# [WHAT THE TASK ASKS]
Find the string "React" and gather every line that holds it.

========================

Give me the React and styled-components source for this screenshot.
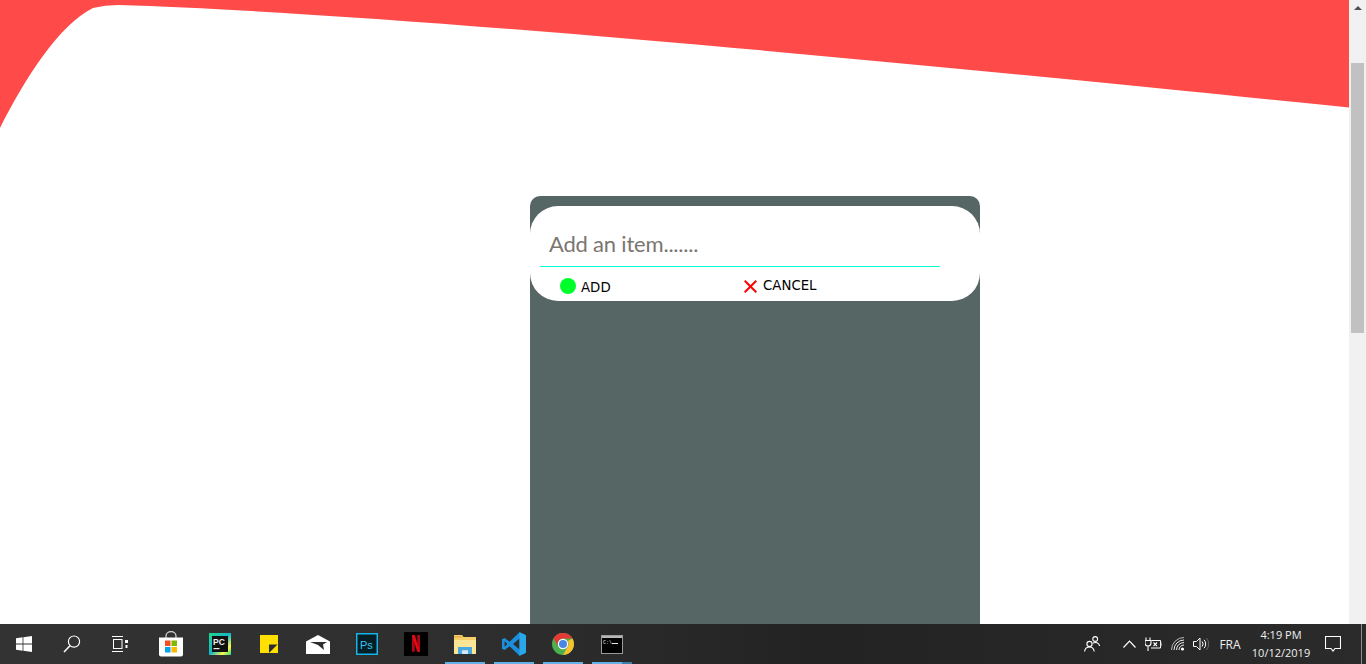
import React from "react";
import styled, { createGlobalStyle } from "styled-components";

const GlobalStyle = createGlobalStyle`
  html, body {
    margin: 0;
    height: 100%;
    overflow: hidden;
    background: #fff;
  }
  #root {
    height: 100%;
  }
`;

const Screen = styled.div`
  height: 664px;
  display: flex;
  flex-direction: column;
`;

const Viewport = styled.div`
  height: 624px;
  display: flex;
`;

const Page = styled.div`
  flex: 1;
  display: flex;
  flex-direction: column;
  overflow: hidden;
`;

const Wave = styled.svg`
  display: block;
  flex: none;
  width: 1349px;
  height: 130px;
`;

const Panel = styled.section`
  flex: 1;
  width: 450px;
  margin: 66px 0 0 530px;
  padding-top: 10px;
  box-sizing: border-box;
  background: #566664;
  border-radius: 10px 10px 0 0;
`;

const Card = styled.form`
  height: 95px;
  padding: 0 10px;
  box-sizing: border-box;
  background: #fff;
  border-radius: 28px;
`;

const ItemInput = styled.input`
  display: block;
  width: 400px;
  height: 61px;
  padding: 14px 9px 0;
  box-sizing: border-box;
  border: 0;
  border-bottom: 1px solid #00ffd5;
  outline: none;
  background: transparent;
  font-family: "Lato", sans-serif;
  font-size: 22px;
  letter-spacing: -0.2px;
  color: #333;

  &::placeholder {
    color: #7b7570;
    opacity: 1;
  }
`;

const Actions = styled.div`
  display: flex;
  align-items: flex-start;
  padding: 11px 0 0 20px;
`;

const ActionButton = styled.button`
  display: flex;
  align-items: center;
  height: 16px;
  padding: 0;
  border: 0;
  background: none;
  font-family: "DejaVu Sans", sans-serif;
  font-size: 13.33px;
  line-height: 16px;
  color: #000;
  gap: ${(props) => props.$gap}px;
  width: ${(props) => props.$width}px;
`;

const GreenDot = styled.span`
  flex: none;
  width: 16px;
  height: 16px;
  border-radius: 50%;
  background: #00ff2a;
`;

const ButtonLabel = styled.span`
  position: relative;
  top: ${(props) => props.$shift}px;
`;

const Scrollbar = styled.div`
  flex: none;
  width: 17px;
  display: flex;
  flex-direction: column;
  align-items: center;
  background: #f1f1f1;
`;

const ScrollArrow = styled.div`
  flex: none;
  width: 0;
  height: 0;
  margin-top: 6px;
  border-left: 4px solid transparent;
  border-right: 4px solid transparent;
  border-bottom: 4px solid #505050;
`;

const ScrollThumb = styled.div`
  flex: none;
  width: 13px;
  height: 270px;
  margin-top: 53px;
  background: #c1c1c1;
`;

const Taskbar = styled.footer`
  flex: none;
  height: 40px;
  display: flex;
  justify-content: space-between;
  background: linear-gradient(90deg, #333333 0%, #2e2e2e 35%, #232323 60%, #2b2b2b 100%);
`;

const TaskGroup = styled.div`
  display: flex;
`;

const SystemButton = styled.div`
  width: 48px;
  display: flex;
  align-items: center;
  justify-content: center;
`;

const Pinned = styled.div`
  display: flex;
  gap: 9px;
  margin-left: 7px;
`;

const PinnedApp = styled.div`
  position: relative;
  width: 40px;
  display: flex;
  align-items: center;
  justify-content: center;
`;

const RunningMark = styled.span`
  position: absolute;
  left: 0;
  right: 0;
  bottom: 0;
  height: 2px;
  background: #63b1e5;
`;

const StackedMark = styled.span`
  position: absolute;
  right: 0;
  bottom: 0;
  width: 10px;
  height: 2px;
  background: #3f7ea8;
`;

const Tray = styled.div`
  display: flex;
  align-items: stretch;
  color: #f0f0f0;
  font-family: "Open Sans", "Noto Sans", sans-serif;
  font-size: 12px;
`;

const TrayCell = styled.div`
  flex: none;
  width: ${(props) => props.$width}px;
  margin-left: ${(props) => props.$left || 0}px;
  display: flex;
  align-items: center;
  justify-content: center;
`;

const Clock = styled.div`
  flex: none;
  width: 66px;
  display: flex;
  flex-direction: column;
  align-items: center;
  justify-content: center;
  gap: 2px;
  font-size: 11px;
  line-height: 16px;
  white-space: nowrap;
`;

const ShowDesktop = styled.div`
  flex: none;
  width: 1px;
  margin: 0 4px 0 9px;
  background: #8a8a8a;
`;

const WindowsIcon = () => (
  <svg width="16" height="16" viewBox="0 0 16 16" fill="#fff">
    <path d="M0 2.3 6.6 1.3V7.6H0zM7.4 1.2 16 0V7.6H7.4zM0 8.4H6.6V14.7L0 13.7zM7.4 8.4H16V16L7.4 14.8z" />
  </svg>
);

const SearchIcon = () => (
  <svg width="18" height="18" viewBox="0 0 18 18" fill="none" stroke="#fff">
    <circle cx="11" cy="6.6" r="5.6" strokeWidth="1.2" />
    <path d="M7 10.8 1 17" strokeWidth="1.5" />
  </svg>
);

const TaskViewIcon = () => (
  <svg width="16" height="16" viewBox="0 0 16 16" fill="none" stroke="#fff" strokeWidth="1">
    <path d="M0 .5H11M0 15.5H11" />
    <rect x="1.5" y="3.5" width="8.5" height="9" />
    <rect x="13" y="4" width="3" height="3" fill="#fff" stroke="none" />
    <path d="M14.5 9V12" strokeWidth="2" />
  </svg>
);

const StoreIcon = () => (
  <svg width="24" height="26" viewBox="0 0 24 26">
    <path d="M7 7V5a5 4.4 0 0 1 10 0v2" fill="none" stroke="#d8d8d8" strokeWidth="1.2" />
    <path d="M0 6.5H24V23.5a2 2 0 0 1-2 2H2a2 2 0 0 1-2-2z" fill="#fff" />
    <rect x="6" y="9.5" width="5.5" height="5.5" fill="#f25022" />
    <rect x="12.5" y="9.5" width="5.5" height="5.5" fill="#7fba00" />
    <rect x="6" y="16" width="5.5" height="5.5" fill="#00a4ef" />
    <rect x="12.5" y="16" width="5.5" height="5.5" fill="#ffb900" />
  </svg>
);

const PyCharmIcon = () => (
  <svg width="22" height="22" viewBox="0 0 22 22">
    <defs>
      <linearGradient id="pcEdge" x1="0" y1="0" x2="1" y2="1">
        <stop offset="0" stopColor="#21d789" />
        <stop offset="0.5" stopColor="#16b5c8" />
        <stop offset="0.78" stopColor="#fcf84a" />
        <stop offset="1" stopColor="#21d789" />
      </linearGradient>
    </defs>
    <rect width="22" height="22" fill="url(#pcEdge)" />
    <rect x="3" y="3" width="16" height="16" fill="#111" />
    <text x="4" y="11.5" fontFamily="Liberation Sans, sans-serif" fontSize="8.5" fontWeight="700" fill="#eee">PC</text>
    <rect x="4.5" y="15" width="6" height="1.2" fill="#eee" />
  </svg>
);

const StickyIcon = () => (
  <svg width="18" height="18" viewBox="0 0 18 18">
    <rect width="18" height="18" fill="#ffe000" />
    <path d="M9 9.5H17.5L9 18z" fill="#2d2d2d" />
  </svg>
);

const MailIcon = () => (
  <svg width="24" height="19" viewBox="0 0 24 19">
    <path d="M0 6.5 12 0 24 6.5V19H0z" fill="#fff" />
    <path d="M4 7H21L17 9.5 18 15 12 10z" fill="#2d2d2d" />
  </svg>
);

const PhotoshopIcon = () => (
  <svg width="22" height="22" viewBox="0 0 22 22">
    <rect x="0.75" y="0.75" width="20.5" height="20.5" fill="#061e26" stroke="#16b4e8" strokeWidth="1.5" />
    <text x="4" y="15.5" fontFamily="Liberation Sans, sans-serif" fontSize="11" fill="#31c5f0">Ps</text>
  </svg>
);

const NetflixIcon = () => (
  <svg width="24" height="24" viewBox="0 0 24 24">
    <rect width="24" height="24" fill="#000" />
    <path d="M8 3H10.8V19.6L8 20z" fill="#b00710" />
    <path d="M13.2 3H16V20L13.2 19.6z" fill="#b00710" />
    <path d="M8 3H10.8L16 20 13.2 19.6z" fill="#e50914" />
  </svg>
);

const ExplorerIcon = () => (
  <svg width="22" height="20" viewBox="0 0 22 20">
    <path d="M0 1H8L9.5 3H22V19a1 1 0 0 1-1 1H1a1 1 0 0 1-1-1z" fill="#f6cf6b" />
    <path d="M0 3.6H8V2H0z" fill="#e2b24a" />
    <path d="M0 6H22V19a1 1 0 0 1-1 1H1a1 1 0 0 1-1-1z" fill="#fde596" />
    <path d="M4 13H18V20H14V16.5H8V20H4z" fill="#4aa8e0" />
    <rect x="8" y="16.5" width="6" height="3.5" fill="#cfe9f8" />
  </svg>
);

const VSCodeIcon = () => (
  <svg width="24" height="24" viewBox="0 0 24 24">
    <path d="M17.5 0.3 24 3.2V20.8L17.5 23.7 7.6 14.2 2.6 18 0 16.7V7.3L2.6 6 7.6 9.8zM17.5 6.6 11 12 17.5 17.4zM2.6 9.2V14.8L5.4 12z" fill="#1c8fdc" />
    <path d="M17.5 0.3 24 3.2V20.8L17.5 23.7z" fill="#2aa6ea" />
  </svg>
);

const ChromeIcon = () => (
  <svg width="22" height="22" viewBox="0 0 22 22">
    <circle cx="11" cy="11" r="11" fill="#4caf50" />
    <path d="M11 0A11 11 0 0 1 20.5 5.5H11A5.5 5.5 0 0 0 5.9 13L1.6 5.4A11 11 0 0 1 11 0z" fill="#e53935" />
    <path d="M20.5 5.5A11 11 0 0 1 11 22L15.7 13.8A5.5 5.5 0 0 0 15.8 8z" fill="#fbc02d" />
    <circle cx="11" cy="11" r="5.2" fill="#fff" />
    <circle cx="11" cy="11" r="4" fill="#4a86e8" />
  </svg>
);

const ConsoleIcon = () => (
  <svg width="22" height="19" viewBox="0 0 22 19">
    <rect x="0.5" y="0.5" width="21" height="18" fill="#000" stroke="#9a9a9a" />
    <rect x="1" y="1" width="20" height="2" fill="#b8b8b8" />
    <text x="2" y="8.5" fontFamily="Liberation Mono, monospace" fontSize="5" fill="#e8e8e8">C:\</text>
    <rect x="11" y="8" width="6" height="1" fill="#e8e8e8" />
  </svg>
);

const PeopleIcon = () => (
  <svg width="16" height="16" viewBox="0 0 16 16" fill="none" stroke="#fff" strokeWidth="1.1">
    <circle cx="5.5" cy="8" r="2.6" />
    <path d="M.6 15.5C.9 12.5 3 11 5.5 11s4.3 1.5 4.7 4.5" />
    <circle cx="11.2" cy="3" r="2.4" />
    <path d="M9 7.2C11.5 5.6 15 6.6 15.6 10" />
  </svg>
);

const ChevronIcon = () => (
  <svg width="13" height="8" viewBox="0 0 13 8" fill="none" stroke="#fff" strokeWidth="1.2">
    <path d="M.5 7.5 6.5 1.2 12.5 7.5" />
  </svg>
);

const BatteryIcon = () => (
  <svg width="17" height="14" viewBox="0 0 17 14" fill="none" stroke="#fff">
    <path d="M1 .5V3M5 .5V3M0 3.5H6V6A3 3 0 0 1 0 6zM3 8.5V14" strokeWidth="1.1" />
    <path d="M6.5 3.5H15.5V11H6" strokeWidth="1" />
    <path d="M8.5 5.5 12 9.2M12 5.5 8.5 9.2" strokeWidth="1.1" />
    <rect x="15.8" y="5.5" width="1.2" height="3.5" fill="#888" stroke="none" />
  </svg>
);

const WifiIcon = () => (
  <svg width="14" height="14" viewBox="0 0 14 14" fill="none">
    <path d="M.5 13A12.5 12.5 0 0 1 13 .5" stroke="#bbb" />
    <path d="M3 13A10 10 0 0 1 13 3" stroke="#eee" />
    <path d="M5.5 13A7.5 7.5 0 0 1 13 5.5" stroke="#eee" />
    <path d="M8 13A5 5 0 0 1 13 8" stroke="#eee" />
    <circle cx="11.5" cy="12" r="1.6" fill="#fff" />
  </svg>
);

const SoundIcon = () => (
  <svg width="16" height="14" viewBox="0 0 16 14" fill="none" stroke="#fff">
    <path d="M.5 4.5H3.5L7 1V13L3.5 9.5H.5z" strokeWidth="1" />
    <path d="M9 4.5A3.6 3.6 0 0 1 9 9.5" strokeWidth="1" />
    <path d="M11 2.8A6 6 0 0 1 11 11.2" strokeWidth="1" />
    <path d="M13.4 1A9 9 0 0 1 13.4 13" stroke="#666" strokeWidth="1" />
  </svg>
);

const NotificationIcon = () => (
  <svg width="16" height="16" viewBox="0 0 16 16" fill="none" stroke="#fff" strokeWidth="1.1">
    <path d="M.5.5H15.5V12.5H10L8 15 6 12.5H.5z" />
  </svg>
);

const pinnedApps = [
  { id: "store", icon: <StoreIcon /> },
  { id: "pycharm", icon: <PyCharmIcon /> },
  { id: "sticky", icon: <StickyIcon /> },
  { id: "mail", icon: <MailIcon /> },
  { id: "photoshop", icon: <PhotoshopIcon /> },
  { id: "netflix", icon: <NetflixIcon /> },
  { id: "explorer", icon: <ExplorerIcon />, running: true },
  { id: "vscode", icon: <VSCodeIcon />, running: true },
  { id: "chrome", icon: <ChromeIcon />, running: true },
  { id: "console", icon: <ConsoleIcon />, running: true, stacked: true },
];

export default function App() {
  return (
    <Screen>
      <GlobalStyle />
      <Viewport>
        <Page>
          <Wave viewBox="0 0 1349 130">
            <path
              d="M0 0H1349V107.5C1000 72 420 14 118 5Q105 5 93 8C60 24 25 78 0 128Z"
              fill="#ff4a4a"
            />
          </Wave>
          <Panel>
            <Card onSubmit={(e) => e.preventDefault()}>
              <ItemInput placeholder="Add an item......." />
              <Actions>
                <ActionButton type="button" $gap={5} $width={184}>
                  <GreenDot />
                  <ButtonLabel $shift={2}>ADD</ButtonLabel>
                </ActionButton>
                <ActionButton type="button" $gap={6} $width={90}>
                  <svg width="13" height="13" viewBox="0 0 13 13" fill="none" stroke="#ff0000" strokeWidth="2">
                    <path d="M.7.7 12.3 12.3M12.3.7.7 12.3" />
                  </svg>
                  <ButtonLabel $shift={0}>CANCEL</ButtonLabel>
                </ActionButton>
              </Actions>
            </Card>
          </Panel>
        </Page>
        <Scrollbar>
          <ScrollArrow />
          <ScrollThumb />
        </Scrollbar>
      </Viewport>
      <Taskbar>
        <TaskGroup>
          <SystemButton><WindowsIcon /></SystemButton>
          <SystemButton><SearchIcon /></SystemButton>
          <SystemButton><TaskViewIcon /></SystemButton>
          <Pinned>
            {pinnedApps.map((app) => (
              <PinnedApp key={app.id}>
                {app.icon}
                {app.running && <RunningMark />}
                {app.stacked && <StackedMark />}
              </PinnedApp>
            ))}
          </Pinned>
        </TaskGroup>
        <Tray>
          <TrayCell $width={40}><PeopleIcon /></TrayCell>
          <TrayCell $width={24} $left={5}><ChevronIcon /></TrayCell>
          <TrayCell $width={24}><BatteryIcon /></TrayCell>
          <TrayCell $width={25}><WifiIcon /></TrayCell>
          <TrayCell $width={22}><SoundIcon /></TrayCell>
          <TrayCell $width={36}>FRA</TrayCell>
          <Clock>
            <span>4:19 PM</span>
            <span>10/12/2019</span>
          </Clock>
          <TrayCell $width={38}><NotificationIcon /></TrayCell>
          <ShowDesktop />
        </Tray>
      </Taskbar>
    </Screen>
  );
}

========================

# [RESULT]
Give me the React and styled-components source for this screenshot.
import React from "react";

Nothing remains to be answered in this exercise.